TASK TO COMPLETE
Find the string "components" in the data, then copy every line where it is found.

RECORD EXCERPTS

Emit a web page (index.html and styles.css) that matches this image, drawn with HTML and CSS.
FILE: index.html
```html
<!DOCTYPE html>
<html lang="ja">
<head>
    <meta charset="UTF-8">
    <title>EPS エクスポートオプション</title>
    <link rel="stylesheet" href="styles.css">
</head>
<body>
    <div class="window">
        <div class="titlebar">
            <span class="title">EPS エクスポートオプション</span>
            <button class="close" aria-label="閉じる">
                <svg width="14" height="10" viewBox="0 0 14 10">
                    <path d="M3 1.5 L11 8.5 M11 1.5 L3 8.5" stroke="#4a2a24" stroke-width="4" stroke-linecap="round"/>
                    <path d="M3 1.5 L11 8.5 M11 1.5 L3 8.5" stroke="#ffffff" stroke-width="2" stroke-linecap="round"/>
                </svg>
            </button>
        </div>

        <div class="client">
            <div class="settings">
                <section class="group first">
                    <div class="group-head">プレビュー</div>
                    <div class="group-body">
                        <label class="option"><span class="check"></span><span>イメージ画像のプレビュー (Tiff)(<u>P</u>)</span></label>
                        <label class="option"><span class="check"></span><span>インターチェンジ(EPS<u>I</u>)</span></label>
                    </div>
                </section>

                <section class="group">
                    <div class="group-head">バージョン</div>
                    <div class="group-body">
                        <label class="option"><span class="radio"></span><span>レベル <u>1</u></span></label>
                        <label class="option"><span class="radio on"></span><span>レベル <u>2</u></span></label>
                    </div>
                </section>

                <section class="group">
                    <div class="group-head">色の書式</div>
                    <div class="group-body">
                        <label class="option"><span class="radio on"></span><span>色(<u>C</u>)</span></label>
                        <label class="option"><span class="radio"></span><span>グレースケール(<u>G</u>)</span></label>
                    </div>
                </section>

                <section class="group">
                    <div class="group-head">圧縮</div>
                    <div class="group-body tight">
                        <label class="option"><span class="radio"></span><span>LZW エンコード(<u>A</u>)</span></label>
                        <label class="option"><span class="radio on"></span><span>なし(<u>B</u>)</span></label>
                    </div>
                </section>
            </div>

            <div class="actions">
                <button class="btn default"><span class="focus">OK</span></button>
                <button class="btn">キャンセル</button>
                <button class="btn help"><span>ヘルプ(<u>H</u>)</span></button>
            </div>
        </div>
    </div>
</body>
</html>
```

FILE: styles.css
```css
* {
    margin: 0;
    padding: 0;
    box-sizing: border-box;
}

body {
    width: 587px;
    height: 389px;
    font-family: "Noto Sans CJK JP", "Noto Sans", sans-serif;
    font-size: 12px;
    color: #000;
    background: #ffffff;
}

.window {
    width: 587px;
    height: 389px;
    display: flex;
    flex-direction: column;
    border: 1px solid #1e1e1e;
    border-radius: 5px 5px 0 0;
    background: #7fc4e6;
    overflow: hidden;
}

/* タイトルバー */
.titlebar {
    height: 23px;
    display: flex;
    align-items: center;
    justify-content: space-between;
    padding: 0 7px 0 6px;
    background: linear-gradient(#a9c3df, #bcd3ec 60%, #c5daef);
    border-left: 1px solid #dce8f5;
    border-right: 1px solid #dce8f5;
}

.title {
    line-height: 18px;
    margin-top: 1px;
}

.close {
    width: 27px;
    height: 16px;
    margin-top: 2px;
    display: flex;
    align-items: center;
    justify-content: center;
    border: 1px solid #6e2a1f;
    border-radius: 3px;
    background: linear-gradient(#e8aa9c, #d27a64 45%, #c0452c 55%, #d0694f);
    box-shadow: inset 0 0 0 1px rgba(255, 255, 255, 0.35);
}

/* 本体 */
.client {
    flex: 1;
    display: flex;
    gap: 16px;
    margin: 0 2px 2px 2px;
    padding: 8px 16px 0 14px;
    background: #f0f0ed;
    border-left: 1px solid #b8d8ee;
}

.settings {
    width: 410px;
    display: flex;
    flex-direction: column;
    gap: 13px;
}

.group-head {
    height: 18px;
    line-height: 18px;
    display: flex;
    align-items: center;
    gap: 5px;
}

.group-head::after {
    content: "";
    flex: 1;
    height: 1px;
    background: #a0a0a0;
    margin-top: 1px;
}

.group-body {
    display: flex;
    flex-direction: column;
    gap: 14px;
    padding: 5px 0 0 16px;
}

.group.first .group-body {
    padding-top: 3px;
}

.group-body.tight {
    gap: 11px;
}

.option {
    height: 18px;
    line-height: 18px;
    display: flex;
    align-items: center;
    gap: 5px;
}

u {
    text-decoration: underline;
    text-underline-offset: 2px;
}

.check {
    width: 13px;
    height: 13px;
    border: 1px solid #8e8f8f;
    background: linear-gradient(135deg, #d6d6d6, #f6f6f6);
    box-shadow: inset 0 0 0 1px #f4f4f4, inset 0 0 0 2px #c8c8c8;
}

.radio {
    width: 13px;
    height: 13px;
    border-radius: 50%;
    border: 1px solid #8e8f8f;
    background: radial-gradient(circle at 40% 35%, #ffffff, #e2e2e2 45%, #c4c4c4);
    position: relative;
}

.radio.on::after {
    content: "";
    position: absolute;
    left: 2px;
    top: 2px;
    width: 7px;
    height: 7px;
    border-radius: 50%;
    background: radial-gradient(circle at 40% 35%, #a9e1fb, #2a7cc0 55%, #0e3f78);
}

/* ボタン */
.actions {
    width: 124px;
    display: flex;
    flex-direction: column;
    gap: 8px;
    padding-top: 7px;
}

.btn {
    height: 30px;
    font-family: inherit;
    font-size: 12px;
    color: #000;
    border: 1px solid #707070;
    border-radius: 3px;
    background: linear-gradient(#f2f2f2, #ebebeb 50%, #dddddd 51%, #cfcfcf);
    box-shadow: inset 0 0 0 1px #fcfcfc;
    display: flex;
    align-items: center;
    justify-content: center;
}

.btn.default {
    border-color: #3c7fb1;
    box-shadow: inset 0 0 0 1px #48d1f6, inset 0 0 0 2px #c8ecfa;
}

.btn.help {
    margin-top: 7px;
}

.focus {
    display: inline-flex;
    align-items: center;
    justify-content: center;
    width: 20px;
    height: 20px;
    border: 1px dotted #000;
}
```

---

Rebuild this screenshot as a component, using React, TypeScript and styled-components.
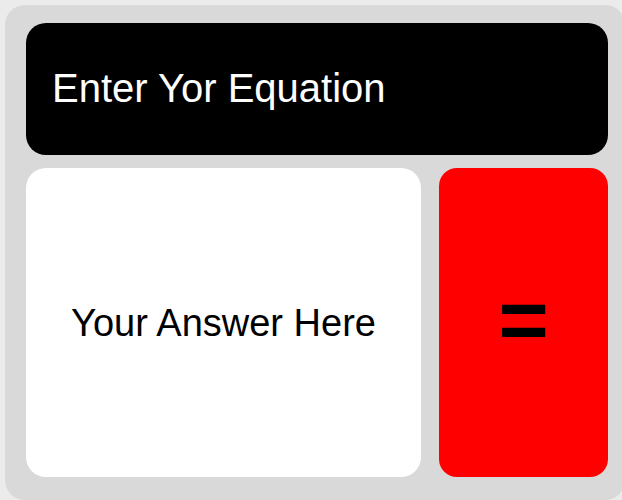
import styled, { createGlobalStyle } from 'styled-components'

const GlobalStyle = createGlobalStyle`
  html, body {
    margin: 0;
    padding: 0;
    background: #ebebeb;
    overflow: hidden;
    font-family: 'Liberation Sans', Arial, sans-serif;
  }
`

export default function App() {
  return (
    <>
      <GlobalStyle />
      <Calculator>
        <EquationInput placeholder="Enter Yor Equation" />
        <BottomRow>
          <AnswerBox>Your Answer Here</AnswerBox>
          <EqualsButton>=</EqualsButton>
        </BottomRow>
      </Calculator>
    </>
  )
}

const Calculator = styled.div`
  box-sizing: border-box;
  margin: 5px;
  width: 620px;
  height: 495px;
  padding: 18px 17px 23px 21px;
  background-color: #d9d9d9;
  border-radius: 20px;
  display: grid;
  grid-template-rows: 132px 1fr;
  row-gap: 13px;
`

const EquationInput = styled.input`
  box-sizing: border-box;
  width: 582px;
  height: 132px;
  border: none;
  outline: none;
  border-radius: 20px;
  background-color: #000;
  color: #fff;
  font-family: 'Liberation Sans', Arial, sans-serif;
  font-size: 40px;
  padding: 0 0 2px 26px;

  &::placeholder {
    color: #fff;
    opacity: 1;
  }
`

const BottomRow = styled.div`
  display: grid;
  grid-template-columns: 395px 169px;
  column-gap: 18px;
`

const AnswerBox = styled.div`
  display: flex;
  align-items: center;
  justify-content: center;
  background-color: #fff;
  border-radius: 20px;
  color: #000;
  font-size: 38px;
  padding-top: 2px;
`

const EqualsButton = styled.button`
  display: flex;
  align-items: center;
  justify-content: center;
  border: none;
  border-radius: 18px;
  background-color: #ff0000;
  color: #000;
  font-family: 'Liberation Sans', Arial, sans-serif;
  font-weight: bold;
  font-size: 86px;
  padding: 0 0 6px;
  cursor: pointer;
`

OUTPUT
Rebuild this screenshot as a component, using React, TypeScript and styled-components.
import styled, { createGlobalStyle } from 'styled-components'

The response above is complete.